Secondly, the commandments to be observed, as well as the concrete expression of love for Jesus, do not refer only to precepts or rules of a legal and moral nature, but concern the entirety of the teaching He left to the disciples. It is therefore about observing all of His words, or simply His Word, as is made clear by Jesus Himself later on: “Whoever loves me will keep my word […]. Whoever does not love me does not keep my words” (Jn 14:23,24). Moreover, all the commandments and teachings of Jesus find their culmination in the new commandment of love, pointed out by Him from the very beginning of the Farewell Discourse: “I give you a new commandment: love one another. As I have loved you, so you also should love one another” (Jn 13:34). (It is Love that calls for love!) Besides, this is also in keeping with what is stated about the observance of the divine commandments in the OT, which, on the one hand, primarily involve the Words or Word of God revealed to Moses and the prophets, and on the other hand, are enclosed in the dual commandment of love for God and neighbor.
Finally, in light of the foregoing, keeping Jesus’ commandments/words is not only about the action of performing what He recommends, but also and above all implies a constant and jealous keeping every word of the Master who alone has “words of eternal life,” as Peter professed on behalf of all His disciples of all times (Jn 6:68). Jesus Himself invited, indeed, implored the disciples to abide in His words, and that means abiding in Him and His love, to bear the enduring fruit in mission (cf. Jn 15:4-10). But do we, his disciples-missionaries today, really love Jesus? Are we always immersed in His words and thus in the sweet love of Him and for Him?
2. Waiting for “Another Advocate,” “the Spirit of truth”
Just in the perspective of obeying and keeping Jesus’ words, He introduces to the disciples (for the first time in His Farewell Discourse) the figure of “another Advocate,” “to be with you always.” Advocate means He-who-is-called-to-be-alongside, Consoler. We know that it is the Holy Spirit, but here He is immediately defined as “the Spirit of truth,” because, as explained later, He will help the disciples to remember and understand more and more all the words of Jesus, the first Master and Advocate for His disciples (cf. 1Jn 2:1). Indeed, it is stated in Jn 14:26: “The Advocate, the holy Spirit that the Father will send in my name—he will teach you everything and remind you of all that [I] told you”; and again in Jn 16:13: “But when he comes, the Spirit of truth, he will guide you to all truth. He will not speak on his own, but he will speak what he hears, and will declare to you the things that are coming.”
In this way, every disciple of Jesus is called to know and recognize this Spirit of truth who is actually the Spirit of Jesus who is the way, the truth, and the life.
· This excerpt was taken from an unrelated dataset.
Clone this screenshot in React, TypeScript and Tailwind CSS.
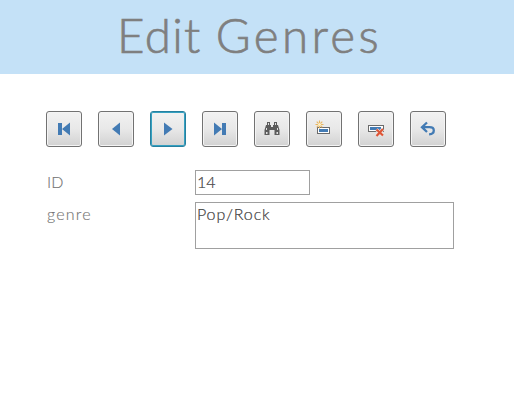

Here, Jesus’ statement about the mutual relationship between the Spirit and the disciples reveals a fact: “you know it, because it remains with you, and will be in you.” Such revelation, however, is at the same time a call to his own to be open to the Spirit and to always cultivate such “permanence” of the Spirit in them, in contrast to that “world” that unfortunately rejects Jesus’ words and his love. The Spirit will be precisely the gift of the Risen One to his disciples for new life in Christ. And the Spirit’s presence in the disciples will also be a help and a guarantee of their abiding in Jesus, in His teaching and love for Him, because He is God’s Spirit of Love. Such presence of the Spirit will then be a sure guide and constant inspiration for the disciples to continue the same mission of Jesus, Master and Lord, as the deacon Philip and other apostles, that is, sent forth, in Samaria (cf. Acts 8:5-17; first reading). In such a Spirit, believers in Jesus will certainly know how to be “always be ready to give an explanation to anyone who asks you for a reason for your hope” that is in them, and this “with gentleness and reverence, keeping your conscience clear” (cf. 1Pt 3:15-18; Second reading), because everything will be done in the Spirit of Love.
3. “Whoever loves me will be loved by my Father, and I will love him and reveal myself to him”
This last sentence of Jesus’ discourse sounds as if it were a condition, in return for which every man will be loved by God and Jesus. In fact, as pointed out previously (in the first point of the commentary), the unconditional and preventive love of God the Father and the Son to all mankind “to the end” of the supreme self-sacrifice on the Cross has already been affirmed. In other words, Christ’s love, which precedes, calls “with gentleness and reverence” for man’s adherence and faith, so that he, once the door of his heart is opened, may receive the fullness of divine love and manifestation “will be loved by my Father, and I will love him and reveal myself to him.” Indeed, as Jesus will explain soon after, it is not so much the divine manifestation external to man who opens himself to Love, but the reality of “Trinitarian indwelling” in the soul by God the Father, Son with the Spirit: “Whoever loves me will keep my word, and my Father will love him, and we will come to him and make our dwelling with him” (Jn 14:23).
It is not, therefore, about some particular experience reserved for a select few, but about the universal reality of every baptized person who, by virtue of his or her Baptism, becomes the Temple of the Holy Spirit and thus of the living God. Thus, there is a glimpse of the way of realization of God’s presence in the midst of his people, as foretold to Israel through the prophet Zechariah: “Now, I am coming to dwell in your midst” (Zec 2:14).
With this in mind, before finally ascending to the Father, the risen Christ will assure His disciples, sent by Him to all nations, “Behold, I am with you always, until the end of the age” (Mt 28:20). Thus, every disciple-missionary of Christ will always be able to say, like St. Paul the apostle, “Yet I live, no longer I, but Christ lives in me” (Gal 2:20). We pray that all of us baptized, called to be disciple-missionaries, may grow more and more in our universal vocation to be temples and witnesses of the God, living and great in love, so that we may be able to pass on to all in need that love of God in Christ, on which we are nourished every day in communion with His Word and His Body and Blood offered for us. Amen.